The memo also concludes that the shift in the consequence of the built-in-gain resulted in a substantial reduction in the present value of the partners’ aggregate federal tax liability because the foreign partner was not subject to U.S. federal income tax and the partnership’s income was not U.S.-source income, whereas the U.S. partners were subject to a tax rate of up to 35%. Further, the amount of income shifted from the U.S. partners to the foreign partner was substantial. 

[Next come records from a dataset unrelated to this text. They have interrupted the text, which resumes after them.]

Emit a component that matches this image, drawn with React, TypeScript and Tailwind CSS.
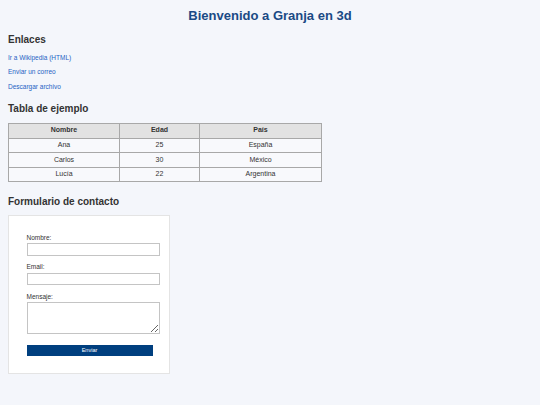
import React from 'react';

const rows = [
  { nombre: 'Ana', edad: 25, pais: 'España' },
  { nombre: 'Carlos', edad: 30, pais: 'México' },
  { nombre: 'Lucía', edad: 22, pais: 'Argentina' },
];

const links = ['Ir a Wikipedia (HTML)', 'Enviar un correo', 'Descargar archivo'];

const App: React.FC = () => {
  return (
    <div className="min-h-[405px] bg-[#f4f6fb] px-[8px] pt-[8px] pb-[20px] font-['Liberation_Sans',Arial,sans-serif] text-[#333]">
      {/* Header */}
      <h1 className="text-center text-[13px] leading-[15px] font-bold text-[#1a4a85]">Bienvenido a Granja en 3d</h1>

      {/* Links */}
      <h2 className="mt-[11px] text-[10px] leading-[12px] font-bold text-[#333]">Enlaces</h2>
      <ul className="mt-[7.5px] flex flex-col gap-[7px]">
        {links.map((l) => (
          <li key={l} className="text-[6.5px] leading-[7.5px]">
            <a href="#" className="text-[#2563c4]">{l}</a>
          </li>
        ))}
      </ul>

      {/* Table */}
      <h2 className="mt-[13px] text-[10px] leading-[12px] font-bold text-[#333]">Tabla de ejemplo</h2>
      <table className="mt-[7.5px] w-[314px] border-collapse text-[7px] text-[#333]">
        <thead>
          <tr className="h-[15px] bg-[#e2e2e2]">
            <th className="w-[111px] border border-[#a8a8a8] font-bold">Nombre</th>
            <th className="w-[80px] border border-[#a8a8a8] font-bold">Edad</th>
            <th className="border border-[#a8a8a8] font-bold">País</th>
          </tr>
        </thead>
        <tbody>
          {rows.map((r) => (
            <tr key={r.nombre} className="h-[14.5px] bg-[#f8f9fc]">
              <td className="border border-[#a8a8a8] text-center">{r.nombre}</td>
              <td className="border border-[#a8a8a8] text-center">{r.edad}</td>
              <td className="border border-[#a8a8a8] text-center">{r.pais}</td>
            </tr>
          ))}
        </tbody>
      </table>

      {/* Form */}
      <h2 className="mt-[13.5px] text-[10px] leading-[12px] font-bold text-[#333]">Formulario de contacto</h2>
      <form className="mt-[7.5px] w-[162px] border border-[#e4e4e4] bg-white px-[17.5px] pt-[17.5px] pb-[16.5px]" onSubmit={(e) => e.preventDefault()}>
        <label className="block h-[8px] text-[6.5px] leading-[8px]">Nombre:</label>
        <input type="text" className="mt-[1.5px] mb-[7.5px] block h-[12.5px] w-[133px] border border-[#c4c4c4] bg-white" />
        <label className="block h-[8px] text-[6.5px] leading-[8px]">Email:</label>
        <input type="email" className="mt-[1.5px] mb-[7.5px] block h-[12.5px] w-[133px] border border-[#c4c4c4] bg-white" />
        <label className="block h-[8px] text-[6.5px] leading-[8px]">Mensaje:</label>
        <textarea className="mt-[1.5px] block h-[31.5px] w-[133px] border border-[#c4c4c4] bg-white" />
        <button type="submit" className="mt-[11px] block h-[11.5px] w-[126px] bg-[#003f7f] text-[5.5px] leading-[11.5px] text-white">
          Enviar
        </button>
      </form>
    </div>
  );
};

export default App;
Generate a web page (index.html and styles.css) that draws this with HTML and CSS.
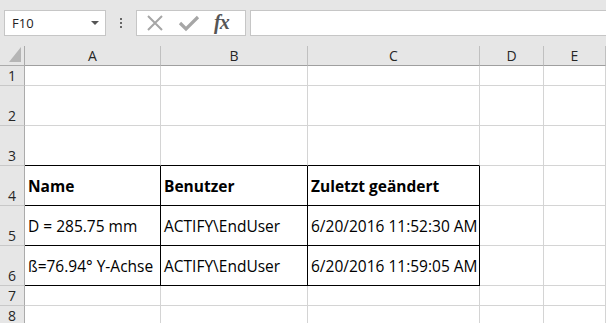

Having concluded that the section 704(c) method chosen shifted the consequence of the built-in-gain and resulted in a substantial reduction in the present value of the partners’ aggregate federal tax liability, the IRS interpreted the requirement that the use of a section 704(c) method be made “with a view” to shifting such tax consequences.  The IRS reasoned that the “with a view” standard presents a lower threshold than other anti-abuse rules, such as the general partnership anti-abuse rule, which requires a showing that a partnership was formed or availed of in connection with a transaction “a principal purpose of which” is to reduce the partners’ aggregate tax liability. Reg. section 1.701-2(b).  Instead, the IRS looked to regulations and other guidance interpreting the “with a view” standard, concluding that it merely requires “that the proposed actions be ‘contemplated’ by the taxpayer or a ‘recognized possibility’ because absent a robust anti-abuse rule, taxpayers could manipulate…§704(c) methods (in the current case), to produce unwarranted tax benefits.”

Applying this standard to the taxpayer, the IRS noted that the partners are all related, know the tax attributes of the other partners, and therefore were in a position to understand and exploit the tax saving effects of the various section 704(c) methods. Further, the parties chose the method that maximized the shift of built-in gain to the foreign affiliate (a tax-indifferent party), controlled the timing of any sale (and thus, curative allocations), and were aware that any sale of the contributed intangibles was unlikely to generate curative items sufficient to fully offset the full amount of prior year shifts caused by the ceiling rule. 

Finally, the IRS looked to the taxpayer’s use of sophisticated outside advisors and the taxpayer’s lack of provision in its financial statements evidencing that the taxpayer had the view that the built-in gain from the contributed intangible assets would never be subject to U.S. tax to conclude that the method was adopted “with a view” to shift the tax consequence of the built-in-gain from those assets.  The memo further states that the taxpayer’s business purpose of cost and resource efficiencies are irrelevant in determining whether the section 704(c) method was adopted with a view to shift the tax consequence, even if its business purpose was the primary motive. 

The memo concludes that the requirements of the anti-abuse rule were met, and the IRS exercised its authority to put the partnership on the curative method which would require the partnership to allocate items to cure the ceiling rule distortion.